As an immigrant, “my family’s survival was based on giving up ownership,” explained art collector Mera Rubell, at the Brooklyn Museum Wednesday. At its 12th annual Women in the Arts Luncheon Wednesday, the museum honored contemporary art collector Rubell and her daughter, artist, Jennifer Rubell.
The Rubells along with Catherine Morris, curator for the Elizabeth A. Sackler Center for Feminist Art, took the stage for a conversation before lunch. The trio of women wore jet black which could have been an art installation in itself–they visually popped on a stage of honey-blonde hues. But the afternoon was full of color.
The Rubell Family Collection was established in 1964 by Mera and her husband Donald. Alongside a business of boutique hotels, they built “one of the most important private contemporary art collections,” said Brooklyn Museum board president Stephanie Ingrassia, by way of introduction. They were early champions of young struggling artists like Keith Haring and Jean-Michel Basquiat. The collection now occupies a 45,000-square-foot museum-quality facility in Miami, and they’ve staged 20 years of often ground-breaking exhibitions.
For their 50th wedding and collection anniversary, the Rubell family is publishing a 700-page catalogue featuring 250 artists, “Highlights and Artists’ Writings.” Alongside this effort, the Rubells have commissioned works by artists including Jeff Koons and Cindy Sherman–all in time for Art Basel, Miami, 2014.
On stage, Mera Rubell credited her husband in the audience for having, “the collecting gene.” She and her young family visited unknown artists in their flower-district storefronts (not studios), about 30 every weekend. They devoted 25 percent of their income each week, about $25, to five artists. (She talked of a very different art scene years ago where, “everyone smoked.”)
One of the perks of collecting? Mera described an evening when Jeff Koons showed up for their après Whitney Biennial party on the wrong night. Mera invited Koons in for pasta. His thank you gesture was an inflatable flower.
The family had one rule of business: “We made a deal; it was written in blood, if we were were gonna collect, there had to be consensus,” said Mera. So it was fun to witness non-consensus in the form of the occasional mother/daughter spar.

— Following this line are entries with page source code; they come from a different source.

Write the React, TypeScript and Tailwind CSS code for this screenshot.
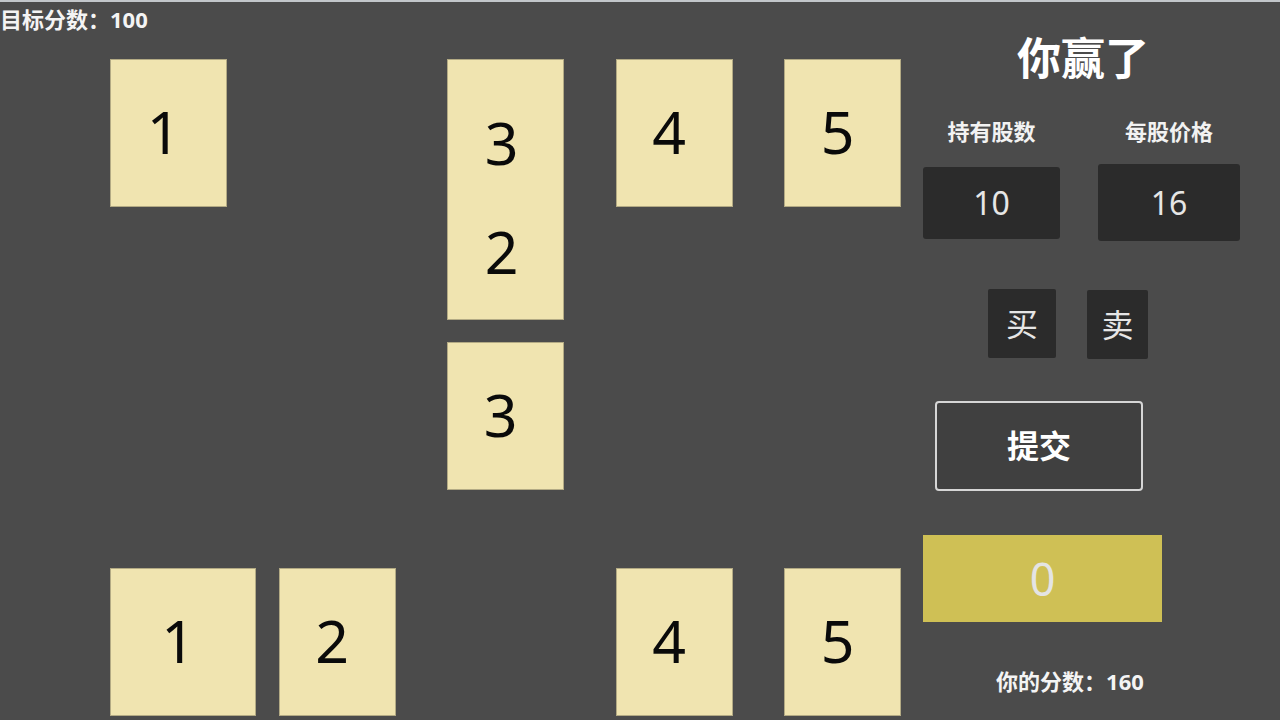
import React from "react";

const FONT = '"Noto Sans", "Noto Sans CJK SC", "Open Sans", sans-serif';

function Card({ n, w = "w-[117px]" }: { n: string; w?: string }) {
  return (
    <div
      className={`${w} h-[148px] bg-[#f0e4b0] border border-[#b3aa84] flex items-center justify-center pr-[10px] pb-[3px] text-[59px] leading-none text-[#0a0a0a]`}
    >
      {n}
    </div>
  );
}

export default function App() {
  return (
    <div
      className="w-[1280px] h-[720px] bg-[#4b4b4b] border-t-2 border-[#c2c6ca] flex overflow-hidden"
      style={{ fontFamily: FONT }}
    >
      {/* left: target + board */}
      <div className="w-[910px] flex flex-col">
        <div className="h-[34px] leading-[34px] text-[22px] font-bold text-[#f4f4f4] whitespace-nowrap">
          目标分数：100
        </div>
        <div className="mt-[23px] pl-[110px] flex gap-x-[51.5px]">
          <div className="w-[117px] h-[657px] flex flex-col justify-between">
            <Card n="1" />
            <Card n="1" w="w-[146px]" />
          </div>
          <div className="w-[117px] h-[657px] flex flex-col justify-end">
            <Card n="2" />
          </div>
          <div className="w-[117px] h-[657px] flex flex-col">
            <div className="w-[117px] h-[261px] bg-[#f0e4b0] border border-[#b3aa84] flex flex-col items-center pt-[28px] pr-[8px] text-[59px] leading-[109px] text-[#0a0a0a]">
              <span>3</span>
              <span>2</span>
            </div>
            <div className="mt-[22px]">
              <Card n="3" />
            </div>
          </div>
          <div className="w-[117px] h-[657px] flex flex-col justify-between">
            <Card n="4" />
            <Card n="4" />
          </div>
          <div className="w-[117px] h-[657px] flex flex-col justify-between">
            <Card n="5" />
            <Card n="5" />
          </div>
        </div>
      </div>

      {/* right panel */}
      <div className="flex-1 flex flex-col">
        <div className="mt-[30px] w-[346px] text-center text-[44px] leading-[53px] font-bold text-white">
          你赢了
        </div>

        <div className="mt-[32px] ml-[13px] flex items-start gap-x-[38px]">
          <div className="w-[137px] flex flex-col items-center">
            <div className="text-[22px] leading-[28px] font-bold text-[#f2f2f2] whitespace-nowrap">持有股数</div>
            <div className="mt-[22px] w-[137px] h-[72px] bg-[#2b2b2b] rounded-[3px] flex items-center justify-center text-[32px] text-[#e6e6e6]">
              10
            </div>
          </div>
          <div className="w-[142px] flex flex-col items-center">
            <div className="text-[22px] leading-[28px] font-bold text-[#f2f2f2] whitespace-nowrap">每股价格</div>
            <div className="mt-[19px] w-[142px] h-[77px] bg-[#2b2b2b] rounded-[3px] flex items-center justify-center text-[32px] text-[#e6e6e6]">
              16
            </div>
          </div>
        </div>

        <div className="mt-[48px] ml-[78px] flex items-start gap-x-[31px]">
          <div className="w-[68px] h-[69px] bg-[#2b2b2b] rounded-[2px] flex items-center justify-center text-[32px] text-[#e6e6e6]">
            买
          </div>
          <div className="mt-[1px] w-[61px] h-[69px] bg-[#2b2b2b] rounded-[2px] flex items-center justify-center text-[32px] text-[#e6e6e6]">
            卖
          </div>
        </div>

        <div className="mt-[42px] ml-[25px] w-[208px] h-[90px] bg-[#404040] border-2 border-[#d6d6d6] rounded-[4px] flex items-center justify-center text-[32px] font-bold text-white">
          提交
        </div>

        <div className="mt-[44px] ml-[13px] w-[239px] h-[87px] bg-[#cfc055] flex items-center justify-center text-[45px] text-[#e4e4e4]">
          0
        </div>

        <div className="mt-[45px] ml-[60px] w-[200px] text-center text-[22px] leading-[28px] font-bold text-[#f4f4f4] whitespace-nowrap">
          你的分数：160
        </div>
      </div>
    </div>
  );
}
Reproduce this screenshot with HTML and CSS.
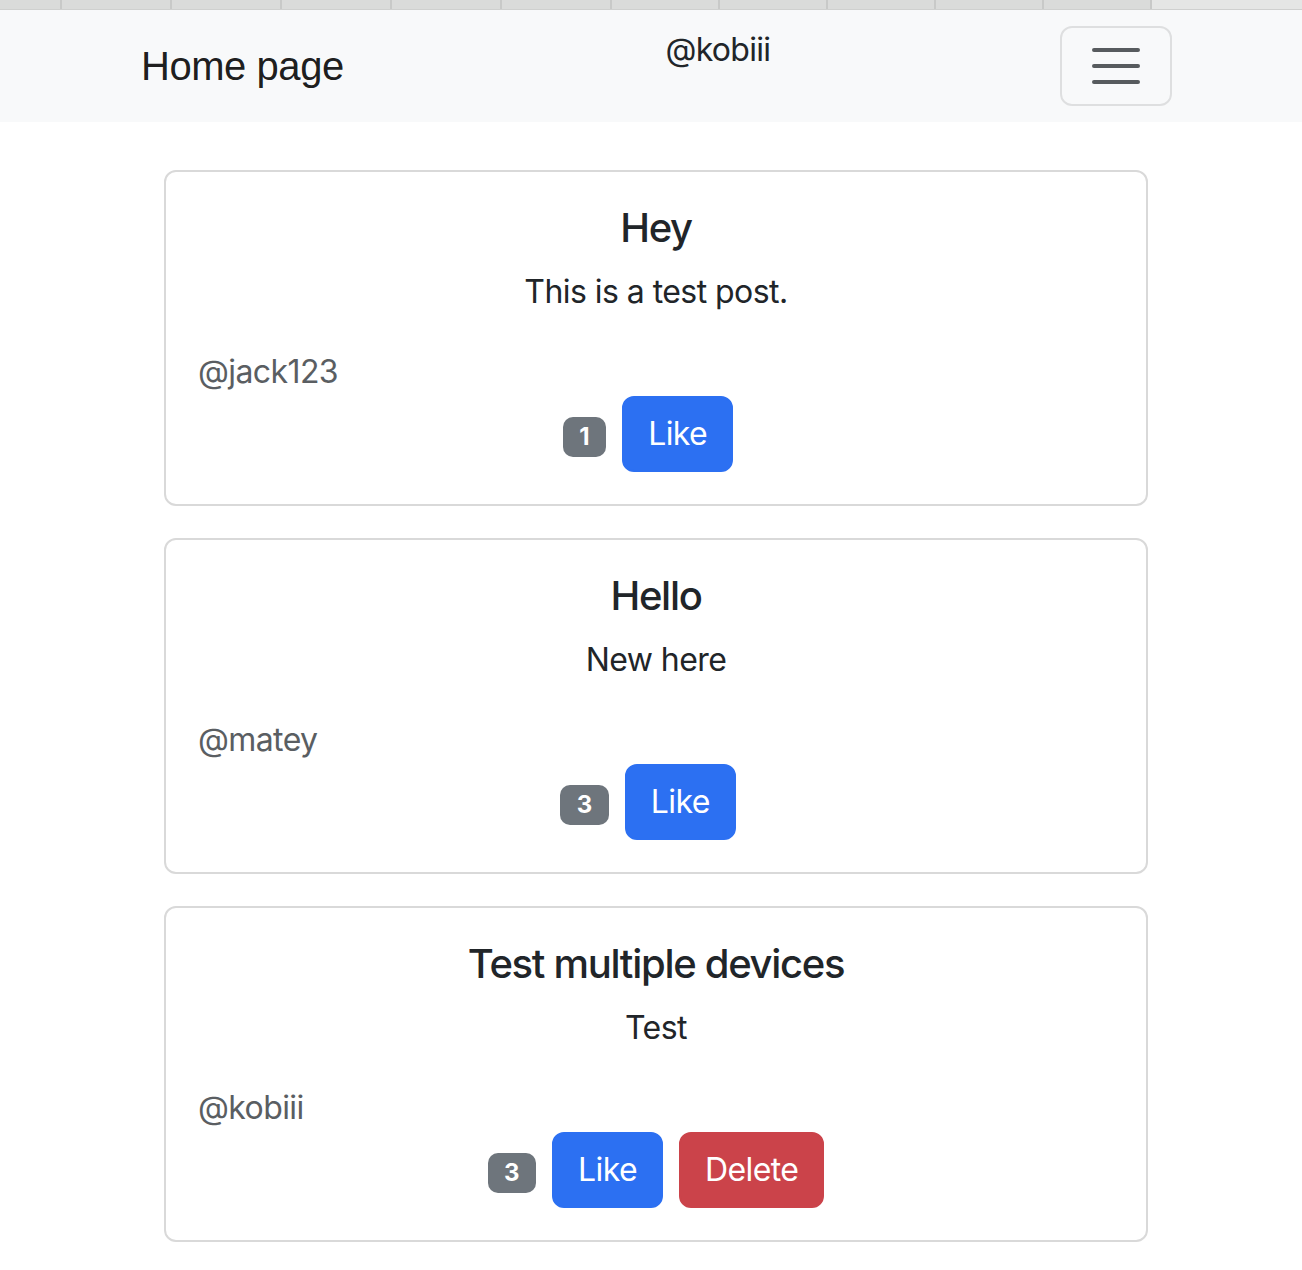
FILE: index.html
```html
<!DOCTYPE html>
<html lang="en">
<head>
<meta charset="utf-8">
<title>Home page</title>
<link rel="stylesheet" href="styles.css">
</head>
<body>
<div class="tabstrip">
  <div class="tab tab-first"></div>
  <div class="tab tab-wide"></div>
  <div class="tab tab-wide"></div>
  <div class="tab tab-wide"></div>
  <div class="tab tab-wide"></div>
  <div class="tab tab-wide"></div>
  <div class="tab tab-narrow"></div>
  <div class="tab tab-narrow"></div>
  <div class="tab tab-narrow"></div>
  <div class="tab tab-narrow"></div>
  <div class="tab tab-narrow"></div>
  <div class="tab tab-rest"></div>
</div>
<nav class="navbar">
  <div class="nav-inner">
    <a class="brand">Home page</a>
    <span class="nav-user">@kobiii</span>
    <button class="toggler" type="button" aria-label="Toggle navigation">
      <svg class="toggler-icon" viewBox="0 0 30 30" width="60" height="60">
        <path d="M4 7h22M4 15h22M4 23h22" stroke="rgba(33,37,41,0.75)" stroke-width="2" stroke-linecap="round" fill="none"/>
      </svg>
    </button>
  </div>
</nav>
<main class="feed">
  <div class="card">
    <h5 class="card-title">Hey</h5>
    <p class="card-text">This is a test post.</p>
    <div class="author">@jack123</div>
    <div class="actions">
      <span class="badge">1</span>
      <button class="btn btn-like">Like</button>
      <span class="spacer"></span>
    </div>
  </div>
  <div class="card">
    <h5 class="card-title">Hello</h5>
    <p class="card-text">New here</p>
    <div class="author">@matey</div>
    <div class="actions">
      <span class="badge">3</span>
      <button class="btn btn-like">Like</button>
      <span class="spacer"></span>
    </div>
  </div>
  <div class="card">
    <h5 class="card-title">Test multiple devices</h5>
    <p class="card-text">Test</p>
    <div class="author">@kobiii</div>
    <div class="actions">
      <span class="badge">3</span>
      <button class="btn btn-like">Like</button>
      <button class="btn btn-delete">Delete</button>
    </div>
  </div>
</main>
</body>
</html>
```
FILE: styles.css
```css
html, body {
  margin: 0;
  padding: 0;
  background: #ffffff;
}
body {
  font-family: Inter, "Noto Sans", sans-serif;
  color: #212529;
}
.tabstrip {
  display: flex;
  height: 10px;
  background: #dadbda;
  border-bottom: 1px solid #cfd0cf;
  box-sizing: border-box;
}
.tab {
  box-sizing: border-box;
  height: 100%;
  border-right: 2px solid #c8c9c8;
}
.tab-first { width: 62px; }
.tab-wide { width: 110px; }
.tab-narrow { width: 108px; }
.tab-rest {
  flex: 1;
  border-right: none;
  background: #e5e6e5;
}
.navbar {
  background: #f8f9fa;
  padding: 16px 0;
}
.nav-inner {
  margin-left: 141px;
  width: 1031px;
  display: flex;
  justify-content: space-between;
  align-items: flex-start;
}
.brand {
  font-family: "Liberation Sans", Arial, sans-serif;
  font-size: 40px;
  line-height: 60px;
  letter-spacing: -0.45px;
  padding: 10px 0;
  margin-right: 32px;
  color: rgba(0, 0, 0, 0.9);
}
.nav-user {
  font-size: 32px;
  line-height: 48px;
  letter-spacing: -0.7px;
  color: #212529;
}
.toggler {
  box-sizing: border-box;
  width: 112px;
  height: 80px;
  padding: 8px 24px;
  background: transparent;
  border: 2px solid rgba(0, 0, 0, 0.1);
  border-radius: 12px;
  display: flex;
  align-items: center;
  justify-content: center;
}
.toggler-icon {
  display: block;
}
.feed {
  padding-top: 48px;
}
.card {
  box-sizing: border-box;
  margin: 0 0 32px 164px;
  width: 984px;
  border: 2px solid #d9d9d9;
  border-radius: 12px;
  padding: 32px;
  text-align: center;
}
.card-title {
  margin: 0 0 16px;
  font-size: 40px;
  font-weight: 500;
  line-height: 1.2;
  letter-spacing: -1.3px;
  color: #212529;
}
.card-text {
  margin: 0 0 32px;
  font-size: 32px;
  line-height: 48px;
  letter-spacing: -0.55px;
}
.author {
  text-align: left;
  font-size: 32px;
  line-height: 48px;
  letter-spacing: -0.6px;
  color: #5a5e62;
}
.actions {
  display: flex;
  justify-content: center;
  align-items: baseline;
  gap: 16px;
}
.spacer {
  width: 0;
}
.badge {
  display: inline-block;
  background: #6e757c;
  color: #ffffff;
  font-size: 24px;
  font-weight: 700;
  line-height: 1;
  padding: 8px 16.5px;
  border-radius: 10px;
}
.btn {
  font-family: Inter, "Noto Sans", sans-serif;
  font-size: 32px;
  line-height: 48px;
  letter-spacing: -0.6px;
  padding: 12px 24px;
  border: 2px solid transparent;
  border-radius: 12px;
  color: #ffffff;
}
.btn-like {
  background: #2c70f2;
  border-color: #2c70f2;
}
.btn-delete {
  background: #cb434a;
  border-color: #cb434a;
}
```
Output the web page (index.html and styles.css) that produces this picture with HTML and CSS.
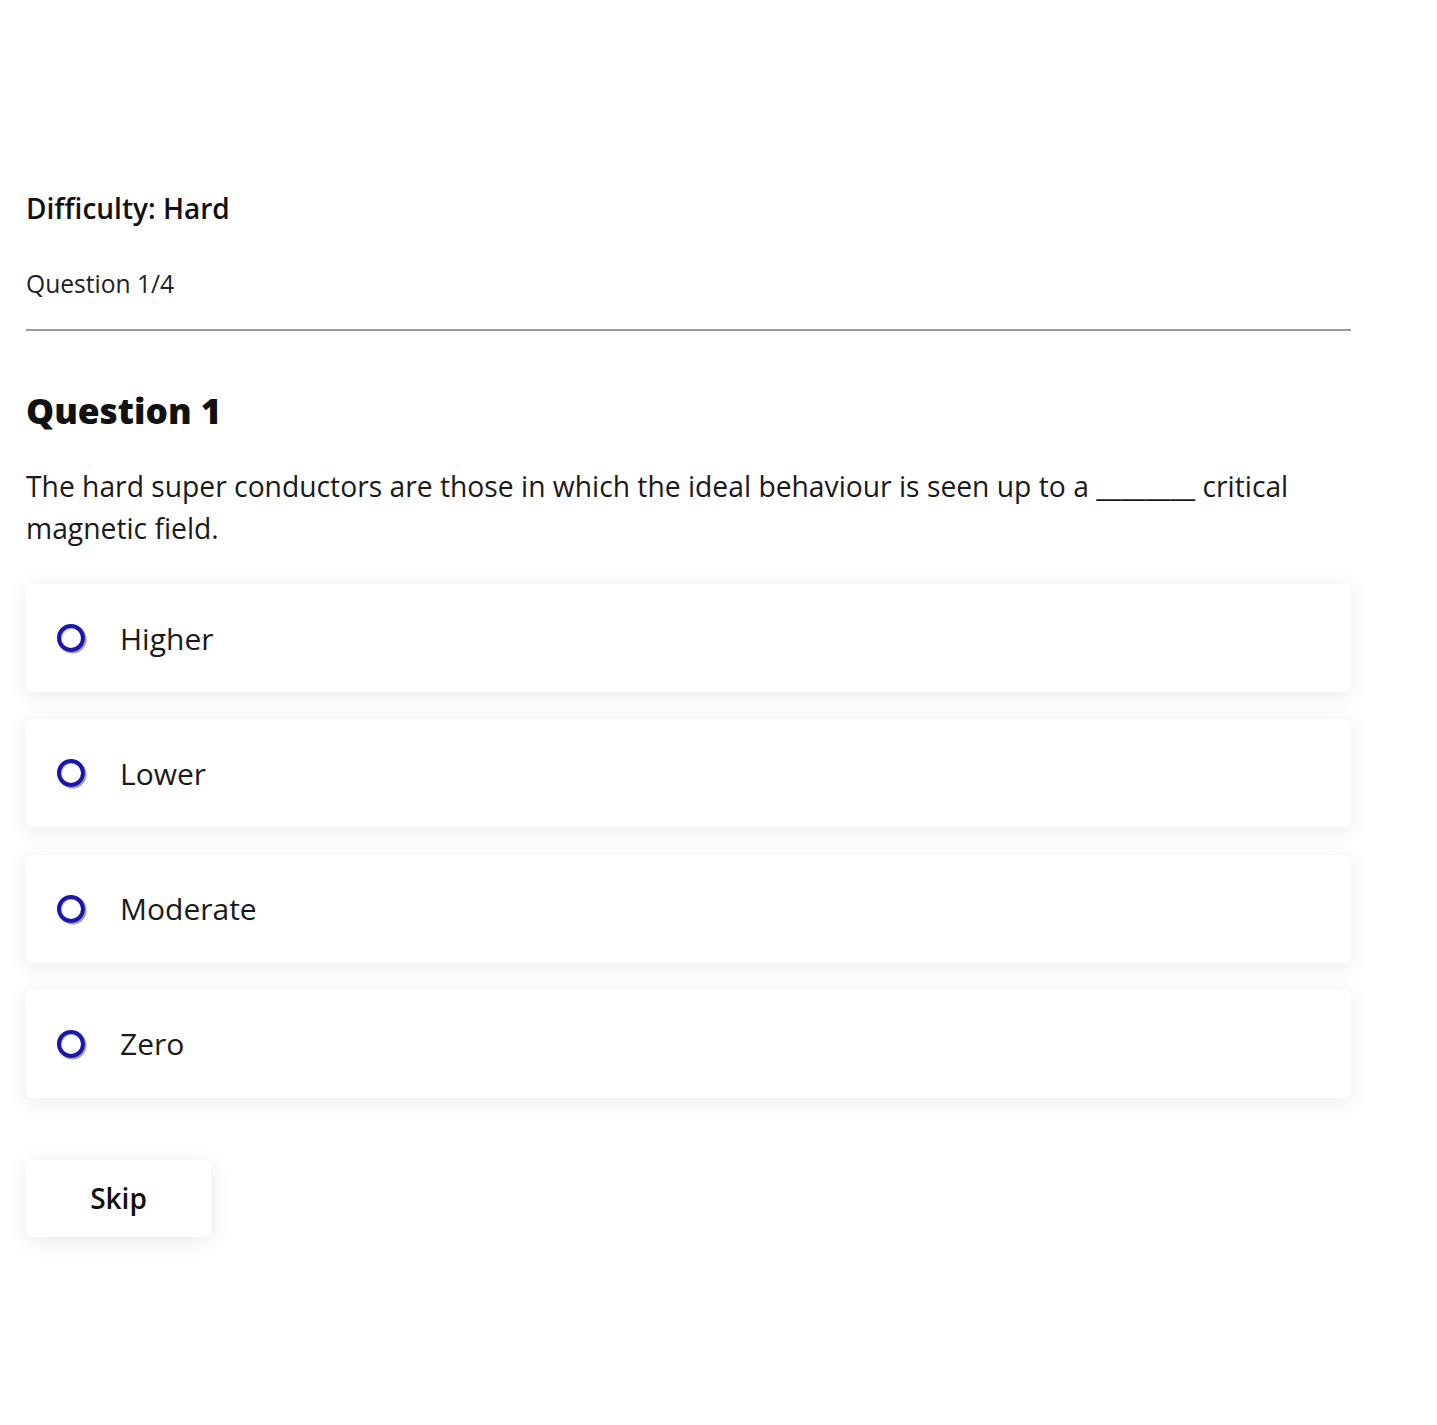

Jennifer, who “grew up inside the dynamic of collecting” with a living room crowded with work by Julien Schnabel and Keith Haring, to name a few, rebelled when it came to her own interior space. “My parents refused to put anything in storage.” Her bedroom had a “carpet, bed and Allen McCullom surrogates on the wall.”
Mera then reminded her daughter, “how about when you rebelled against the way I dress?” To which Jennifer countered, “a skin-tight parachute jumpsuit to teachers conferences was a legitimate complaint.”
In terms of Jennifer’s own emergence as an artist, she explained that as a child of an art collector, the bar is high. “The work I’ve been interested in doesn’t fit neatly inside the definition of art.” Some of her early work, as a child, was leaving anonymous love letters on the pillows of her parents hotel guests. “To me it was art, to the hotel it was stalking.”
Currently, Jennifer expresses herself through the medium of food. “She has a deconstructed approach to feeding a big group…where the artwork creates a social environment in which people participate in a social activity,” said Ingrassia. One example is what she created for a Brooklyn Museum gala which included an Andy Warhol piñata filled with dessert and urinals dispensing champagne.
Jennifer summed up the Rubell family experience like this: “Growing up in my family, there was a lot of love and a lot of art.”
As for the love of Brooklyn, “It turned out to be a critical place in my life,” said Mera who was educated at Brooklyn College and Long Island University. The Brooklyn Museum and the Botanical Gardens “were the places my family hung out every Friday and Saturday…who would think that here we are today.”
This is the second year in a row the Women in the Arts award was given to a mother and daughter pair. Last year the recipients were Girls creator Lena Dunham and conceptual artist Lori Simmons.
“Next year we’ll have to go back to a single honoree,” museum director Arnold Lehman was overheard saying. “There aren’t too many mother/daughter teams who can compete.”
All proceeds from the luncheon, which was held on October 22, will benefit programs for the Elizabeth A. Sackler Center for Feminist Art and the museum as a whole.